Short task:
Extract each line of the material that follows exactly and omit its pictures.

Data lines:
--- start ---
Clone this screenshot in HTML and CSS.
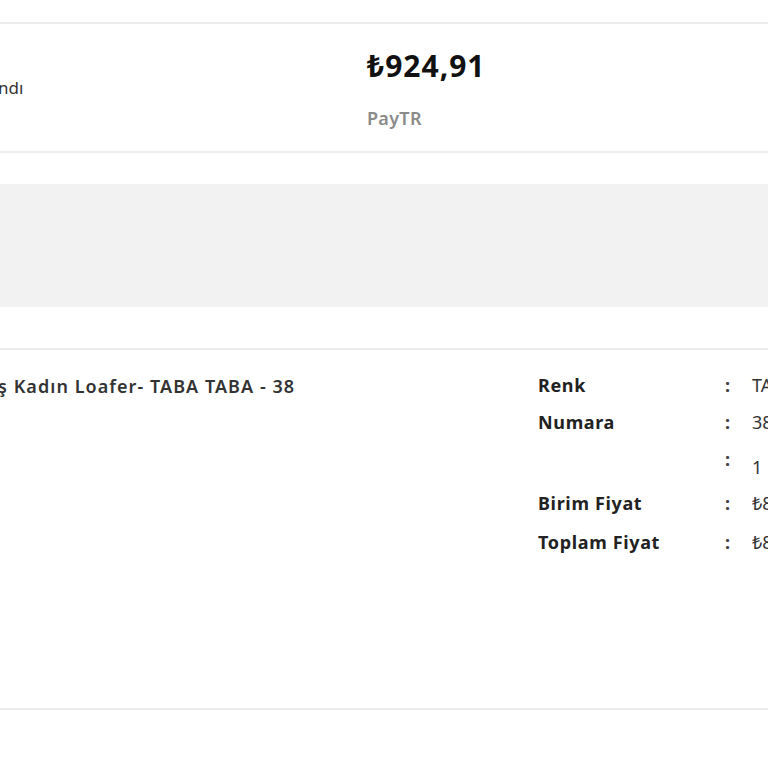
FILE: index.html
```html
<!DOCTYPE html>
<html lang="tr">
<head>
<meta charset="utf-8">
<link rel="stylesheet" href="styles.css">
</head>
<body>
<div class="page">
  <div class="top-space"></div>
  <section class="order-summary">
    <div class="status">ndı</div>
    <div class="payment">
      <div class="amount">₺924,91</div>
      <div class="method">PayTR</div>
    </div>
  </section>
  <div class="gap"></div>
  <div class="banner"></div>
  <div class="gap2"></div>
  <section class="product">
    <div class="product-name">ş Kadın Loafer- TABA TABA - 38</div>
    <div class="details">
      <div class="row"><span class="label">Renk</span><span class="colon">:</span><span class="value">TABA</span></div>
      <div class="row"><span class="label">Numara</span><span class="colon">:</span><span class="value">38</span></div>
      <div class="row qty"><span class="label"></span><span class="colon">:</span><span class="value">1</span></div>
      <div class="row tall"><span class="label">Birim Fiyat</span><span class="colon">:</span><span class="value">₺899,91</span></div>
      <div class="row"><span class="label">Toplam Fiyat</span><span class="colon">:</span><span class="value">₺899,91</span></div>
    </div>
  </section>
</div>
</body>
</html>
```
FILE: styles.css
```css
html, body {
  margin: 0;
  padding: 0;
  background: #fff;
  overflow: hidden;
}
body {
  font-family: "Noto Sans", "Open Sans", sans-serif;
  color: #333;
}
.page {
  width: 768px;
  height: 768px;
  overflow: hidden;
}
.top-space {
  height: 22px;
}
.order-summary {
  border-top: 2px solid #ececec;
  border-bottom: 2px solid #ececec;
  height: 127px;
  display: flex;
  align-items: center;
}
.status {
  font-size: 17px;
  width: 369px;
  flex-shrink: 0;
  color: #333;
  margin-left: -2px;
}
.payment {
  display: flex;
  flex-direction: column;
  gap: 24px;
  flex-shrink: 0;
  padding-top: 2px;
}
.amount {
  font-size: 30px;
  font-weight: 700;
  color: #111;
  line-height: 34px;
  letter-spacing: 1px;
}
.method {
  font-size: 18px;
  font-weight: 600;
  color: #8a8a8a;
  line-height: 22px;
  letter-spacing: 0.3px;
}
.gap {
  height: 31px;
}
.banner {
  height: 123px;
  background: #f2f2f2;
}
.gap2 {
  height: 41px;
}
.product {
  border-top: 2px solid #ececec;
  border-bottom: 2px solid #ececec;
  height: 358px;
  display: flex;
  align-items: flex-start;
}
.product-name {
  width: 540px;
  flex-shrink: 0;
  margin-left: -2px;
  margin-top: 24px;
  font-size: 18px;
  font-weight: 600;
  color: #333;
  line-height: 24px;
  white-space: nowrap;
  letter-spacing: 1.05px;
}
.details {
  margin-top: 23px;
  display: flex;
  flex-direction: column;
  flex-shrink: 0;
  width: 400px;
}
.row {
  display: grid;
  grid-template-columns: 187px 27px auto;
  height: 37px;
  font-size: 18px;
  line-height: 24px;
  white-space: nowrap;
}
.row .label {
  font-weight: 700;
  color: #222;
  letter-spacing: 0.65px;
}
.row .colon {
  color: #444;
  font-weight: 700;
}
.row .value {
  color: #333;
}
.row.qty {
  height: 44px;
}
.row.qty .value {
  margin-top: 8px;
}
.row.tall {
  height: 39px;
}
```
--- end ---
Task solution:
Clone this screenshot in HTML and CSS.
FILE: index.html
```html
<!DOCTYPE html>
<html lang="tr">
<head>
<meta charset="utf-8">
<link rel="stylesheet" href="styles.css">
</head>
<body>
<div class="page">
  <div class="top-space"></div>
  <section class="order-summary">
    <div class="status">ndı</div>
    <div class="payment">
      <div class="amount">₺924,91</div>
      <div class="method">PayTR</div>
    </div>
  </section>
  <div class="gap"></div>
  <div class="banner"></div>
  <div class="gap2"></div>
  <section class="product">
    <div class="product-name">ş Kadın Loafer- TABA TABA - 38</div>
    <div class="details">
      <div class="row"><span class="label">Renk</span><span class="colon">:</span><span class="value">TABA</span></div>
      <div class="row"><span class="label">Numara</span><span class="colon">:</span><span class="value">38</span></div>
      <div class="row qty"><span class="label"></span><span class="colon">:</span><span class="value">1</span></div>
      <div class="row tall"><span class="label">Birim Fiyat</span><span class="colon">:</span><span class="value">₺899,91</span></div>
      <div class="row"><span class="label">Toplam Fiyat</span><span class="colon">:</span><span class="value">₺899,91</span></div>
    </div>
  </section>
</div>
</body>
</html>
```
FILE: styles.css
```css
html, body {
  margin: 0;
  padding: 0;
  background: #fff;
  overflow: hidden;
}
body {
  font-family: "Noto Sans", "Open Sans", sans-serif;
  color: #333;
}
.page {
  width: 768px;
  height: 768px;
  overflow: hidden;
}
.top-space {
  height: 22px;
}
.order-summary {
  border-top: 2px solid #ececec;
  border-bottom: 2px solid #ececec;
  height: 127px;
  display: flex;
  align-items: center;
}
.status {
  font-size: 17px;
  width: 369px;
  flex-shrink: 0;
  color: #333;
  margin-left: -2px;
}
.payment {
  display: flex;
  flex-direction: column;
  gap: 24px;
  flex-shrink: 0;
  padding-top: 2px;
}
.amount {
  font-size: 30px;
  font-weight: 700;
  color: #111;
  line-height: 34px;
  letter-spacing: 1px;
}
.method {
  font-size: 18px;
  font-weight: 600;
  color: #8a8a8a;
  line-height: 22px;
  letter-spacing: 0.3px;
}
.gap {
  height: 31px;
}
.banner {
  height: 123px;
  background: #f2f2f2;
}
.gap2 {
  height: 41px;
}
.product {
  border-top: 2px solid #ececec;
  border-bottom: 2px solid #ececec;
  height: 358px;
  display: flex;
  align-items: flex-start;
}
.product-name {
  width: 540px;
  flex-shrink: 0;
  margin-left: -2px;
  margin-top: 24px;
  font-size: 18px;
  font-weight: 600;
  color: #333;
  line-height: 24px;
  white-space: nowrap;
  letter-spacing: 1.05px;
}
.details {
  margin-top: 23px;
  display: flex;
  flex-direction: column;
  flex-shrink: 0;
  width: 400px;
}
.row {
  display: grid;
  grid-template-columns: 187px 27px auto;
  height: 37px;
  font-size: 18px;
  line-height: 24px;
  white-space: nowrap;
}
.row .label {
  font-weight: 700;
  color: #222;
  letter-spacing: 0.65px;
}
.row .colon {
  color: #444;
  font-weight: 700;
}
.row .value {
  color: #333;
}
.row.qty {
  height: 44px;
}
.row.qty .value {
  margin-top: 8px;
}
.row.tall {
  height: 39px;
}
```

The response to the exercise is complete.